Stabilize Family Plans
Given the late‑year window, engage your landlord, school district, and spouse’s employer early to pause outbound moves. If household goods are already in motion, the PCS JTF Call Center (833‑MIL‑MOVE) can help with shipment options and claims.
Document Costs and Entitlements
Use Military OneSource’s PCS guides to verify entitlements; they’re also the authoritative reference for scale (400k+ moves/year) and planning checklists.
For Commanders and Schedulers
Re‑baseline manning and training plans for Q4, identify billets that warrant exception‑to‑policy requests, and coordinate at the wing/NAF/MAJCOM level for cross‑leveling.
What We Don’t Know Yet
The official DAF memo: Not publicly posted as of this writing; expect specifics on effective dates, scope, and exemptions.
Duration and unwind plan: The Facebook post says through Dec. 31; we’ve not seen service‑level guidance on whether moves will stack into early 2026 or be re‑sequenced gradually.
Waiver pathways: Anticipate exceptions—but the who/how will live in the memo and subsequent MAJCOM amplifying guidance. (2023 precedent suggests targeted relief where mission dictates.)

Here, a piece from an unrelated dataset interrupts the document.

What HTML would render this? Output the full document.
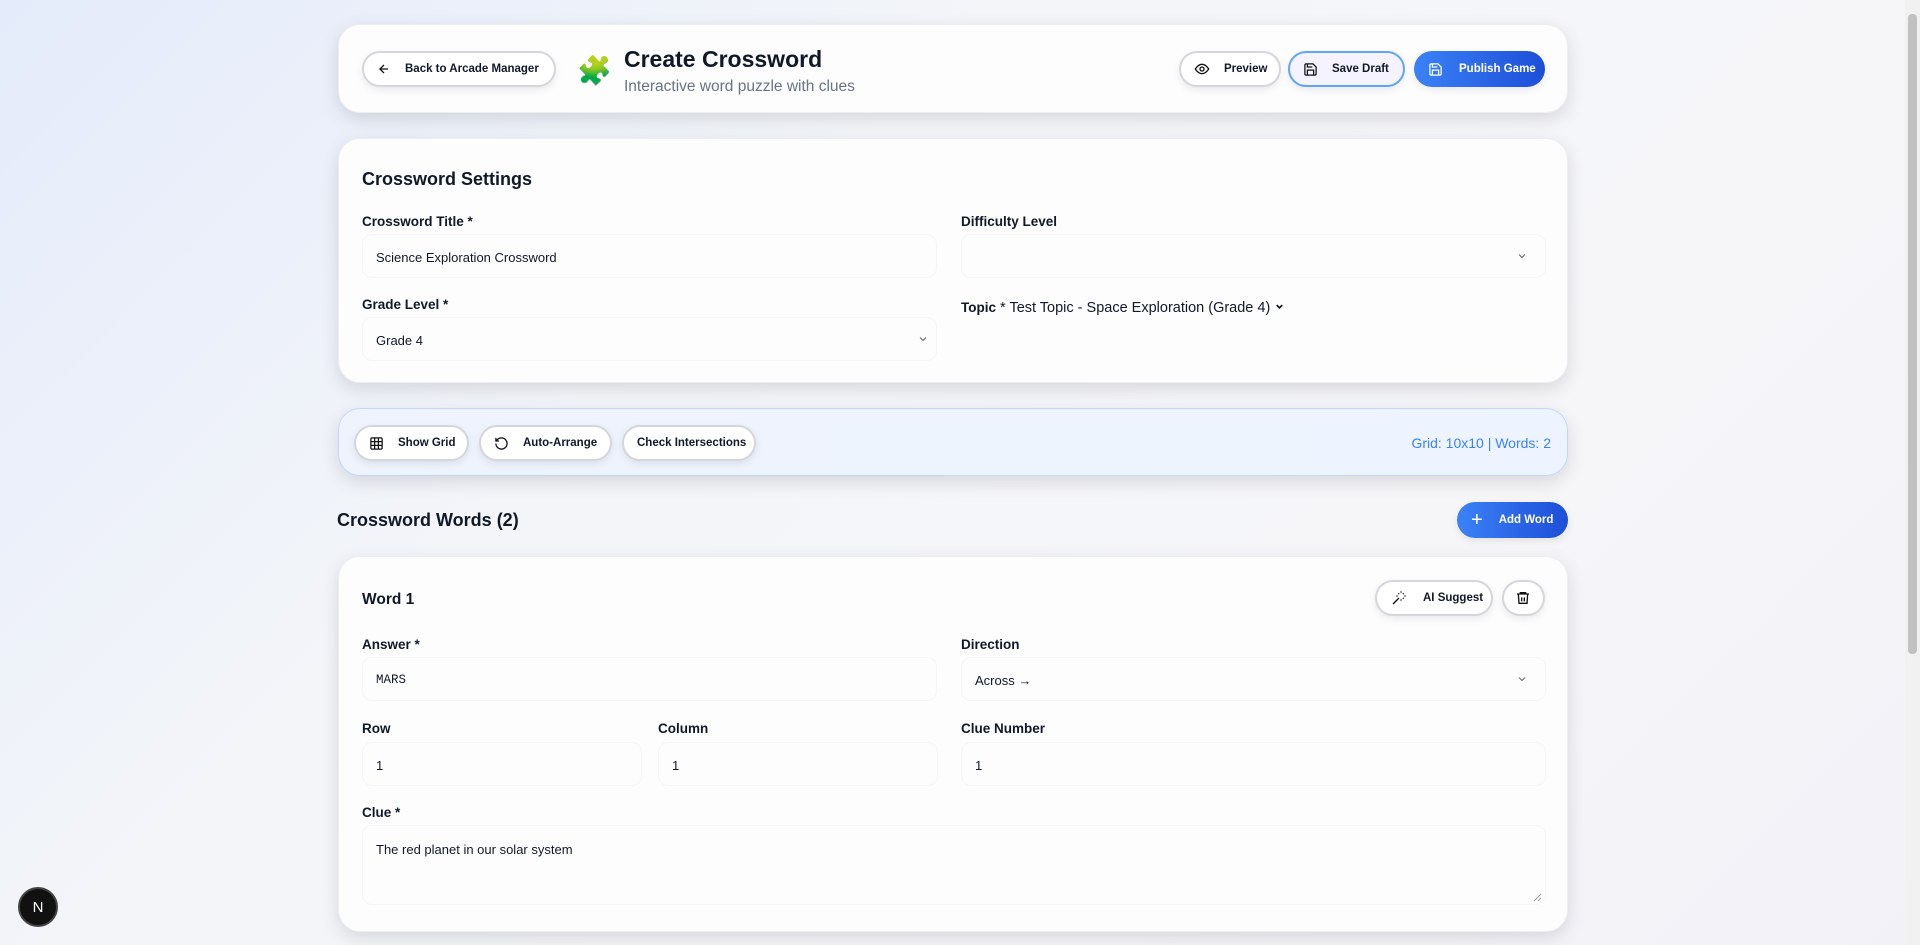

Why is This Happening Now?
This freeze tracks with DoD’s macro‑level effort to curb PCS churn and costs (estimated in the multi‑billion‑dollar range annually) and to de‑stress the moving ecosystem after a rocky transition to the new household goods contract.
The Department’s May 2025 fact sheet, subsequent reporting, and USTRANSCOM actions lay out that vector clearly.
The Take-Home For the Forces
PCS is one of the military’s most powerful levers—but it’s also one of its most expensive and disruptive. If a late‑year CONUS freeze holds, expect unit‑level friction—longer backfills, tighter training windows, and more cross‑leveling—balanced by short‑term stability for families and a bit of breathing room for the household‑goods system.
The mission will continue to move, just with more local improvisation and fewer zip‑code changes than you planned.
Action for today: Verify your status in myFSS, talk to your supervisor and MPF, and pause irreversible life logistics until your orders are re-issued or confirmed. Then plan for Q1 2026 like a pro.
In the end, a PCS freeze isn’t just a line in a budget memo—it’s a pause button on hundreds of careers, missions, and family journeys. For some, it means holding the line in a job they were ready to hand over. For others, it’s waiting longer to join the team that’s counting on them.
The Air Force and Space Force have weathered moves delayed and orders rewritten before, and the mission has adapted every time. But this moment is a reminder that readiness isn’t only about aircraft on the ramp or Guardians on console—it’s about the people who make the mission run, where they’re needed, and when they can get there. And right now, staying ready means staying put.